Gökbilimciler, on yıldır evrenin derinliklerinden gelen ve "mavi patlamalar" olarak bilinen gizemli ışık parlamalarının sırrını nihayet çözmeyi başardı. AT 2024wpp adı verilen yeni bir sinyal üzerinde yapılan incelemeler, bu göz kamaştırıcı mavi ışıkların basit bir yıldız patlaması (süpernova) olmadığını, aksine bir kara deliğin bir yıldızı sadece birkaç gün içinde adeta "kıyma makinesinden geçirerek" yok etmesinden kaynaklandığını ortaya koydu. Bilim dünyasında büyük heyecan yaratan bu keşif, uzayın en vahşi ve en parlak olaylarından birinin perde arkasını aydınlatıyor.
Milyarlarca ışık yılı uzaklıktan bile görülebilen bu mavi parlamalar, öylesine muazzam bir enerji yayıyor ki, normal bir yıldız patlamasının bu güce ulaşması fiziksel olarak imkansız görünüyor. Araştırmacılar, bu olayı bir "Yıldız Parçalanma Olayı" olarak tanımlıyor. Güneş’ten 100 kat daha büyük bir kara delik, yanındaki devasa bir yıldızı devasa kütleçekim gücüyle kendine çekiyor ve onu bir spagetti gibi uzatarak parçalara ayırıyor. Bu vahşi süreç sırasında ortaya çıkan enerji, evrenin en parlak ve en gizemli ışık gösterilerinden birini oluşturuyor.

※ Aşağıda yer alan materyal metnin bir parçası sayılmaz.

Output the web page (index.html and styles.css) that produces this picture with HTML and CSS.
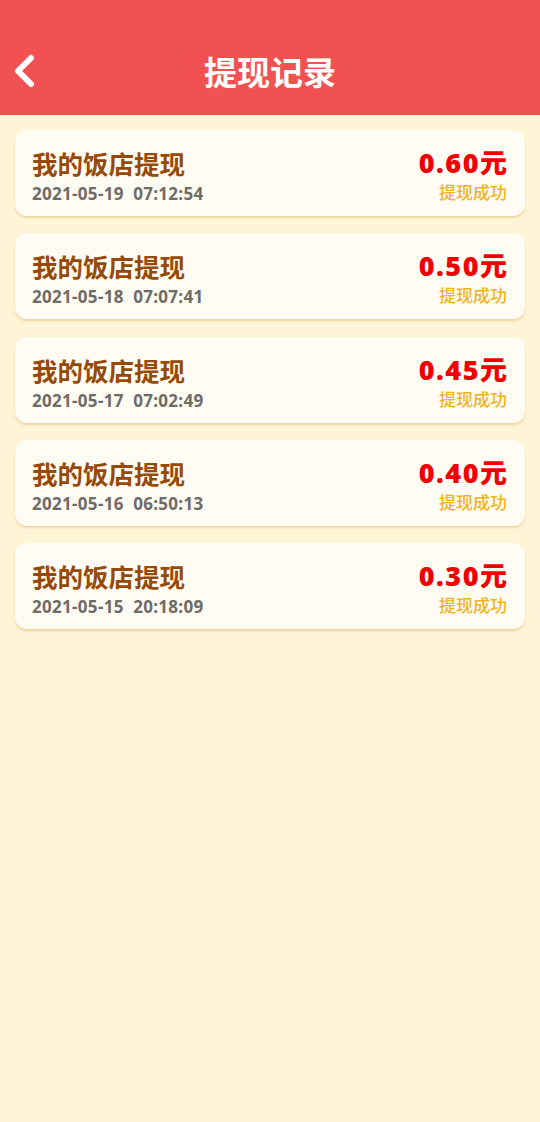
FILE: index.html
```html
<!DOCTYPE html>
<html lang="zh-CN">
<head>
<meta charset="utf-8">
<title>提现记录</title>
<link rel="stylesheet" href="styles.css">
</head>
<body>
<header class="topbar">
  <a class="back" href="#" aria-label="返回">
    <svg width="26" height="38" viewBox="0 0 26 38"><polyline points="20,6 7,19 20,32" fill="none" stroke="#fff" stroke-width="6" stroke-linecap="round" stroke-linejoin="round"/></svg>
  </a>
  <h1 class="title">提现记录</h1>
  <span class="spacer"></span>
</header>
<main class="list">
  <div class="card">
    <div class="info"><div class="name">我的饭店提现</div><div class="time">2021-05-19&nbsp;&nbsp;07:12:54</div></div>
    <div class="result"><div class="amount">0.60元</div><div class="status">提现成功</div></div>
  </div>
  <div class="card">
    <div class="info"><div class="name">我的饭店提现</div><div class="time">2021-05-18&nbsp;&nbsp;07:07:41</div></div>
    <div class="result"><div class="amount">0.50元</div><div class="status">提现成功</div></div>
  </div>
  <div class="card">
    <div class="info"><div class="name">我的饭店提现</div><div class="time">2021-05-17&nbsp;&nbsp;07:02:49</div></div>
    <div class="result"><div class="amount">0.45元</div><div class="status">提现成功</div></div>
  </div>
  <div class="card">
    <div class="info"><div class="name">我的饭店提现</div><div class="time">2021-05-16&nbsp;&nbsp;06:50:13</div></div>
    <div class="result"><div class="amount">0.40元</div><div class="status">提现成功</div></div>
  </div>
  <div class="card">
    <div class="info"><div class="name">我的饭店提现</div><div class="time">2021-05-15&nbsp;&nbsp;20:18:09</div></div>
    <div class="result"><div class="amount">0.30元</div><div class="status">提现成功</div></div>
  </div>
</main>
</body>
</html>
```
FILE: styles.css
```css
html, body {
  margin: 0;
  padding: 0;
}
body {
  background: #fef4d6;
  min-height: 1122px;
  font-family: "Open Sans", "Noto Sans CJK SC", sans-serif;
}
.topbar {
  height: 115px;
  background: #f25151;
  display: grid;
  grid-template-columns: 60px 1fr 60px;
  align-items: center;
  padding-top: 27px;
  box-sizing: border-box;
}
.back {
  display: flex;
  padding-left: 11px;
}
.title {
  margin: 0;
  text-align: center;
  color: #fff;
  font-family: "Noto Sans CJK SC", sans-serif;
  font-weight: 700;
  font-size: 33px;
  line-height: 40px;
}
.list {
  display: flex;
  flex-direction: column;
  gap: 17.3px;
  padding: 15px 15px;
}
.card {
  height: 86px;
  box-sizing: border-box;
  background: #fffcf3;
  border-radius: 12px;
  box-shadow: 0 2px 2px rgba(214, 170, 90, 0.4);
  display: flex;
  justify-content: space-between;
  padding: 18px 17px 0 17px;
}
.name {
  font-family: "Noto Sans CJK SC", sans-serif;
  font-weight: 700;
  font-size: 25.5px;
  line-height: 30px;
  color: #974a06;
}
.time {
  margin-top: 5px;
  font-weight: 700;
  font-size: 17px;
  letter-spacing: 0.3px;
  line-height: 21px;
  color: #6e6b68;
}
.result {
  text-align: right;
  padding-right: 1px;
}
.amount {
  font-weight: 800;
  font-size: 27px;
  letter-spacing: 1.5px;
  margin-right: -1.5px;
  line-height: 30px;
  color: #f00000;
}
.amount, .status {
  font-family: "Open Sans", "Noto Sans CJK SC", sans-serif;
}
.status {
  margin-top: 3px;
  font-family: "Noto Sans CJK SC", sans-serif;
  font-weight: 500;
  font-size: 17px;
  line-height: 22px;
  color: #f4b21a;
}
```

Bu özel patlamayı diğerlerinden ayıran en önemli unsur ise kara deliğin kurbanını seçme biçimi. Bilim insanlarının teorisine göre, kara delik uzun bir süre boyunca komşu yıldızdan gizlice besleniyor ve çevresinde devasa bir madde kabuğu oluşturuyor. Vakit geldiğinde yıldız kara deliğe iyice yaklaştığında yaşanan o son büyük çarpışma, daha önce biriken maddelerle etkileşime girerek morötesinden X-ışınlarına kadar uzanan o meşhur parlak mavi ışığı doğuruyor. Kendi geçmişimizi ve evrenin işleyişini anlamamızı sağlayan bu keşif, uzayda "sakin" görünen her parıltının arkasında aslında devasa bir yıkım hikayesi yatabileceğini bir kez daha kanıtlıyor.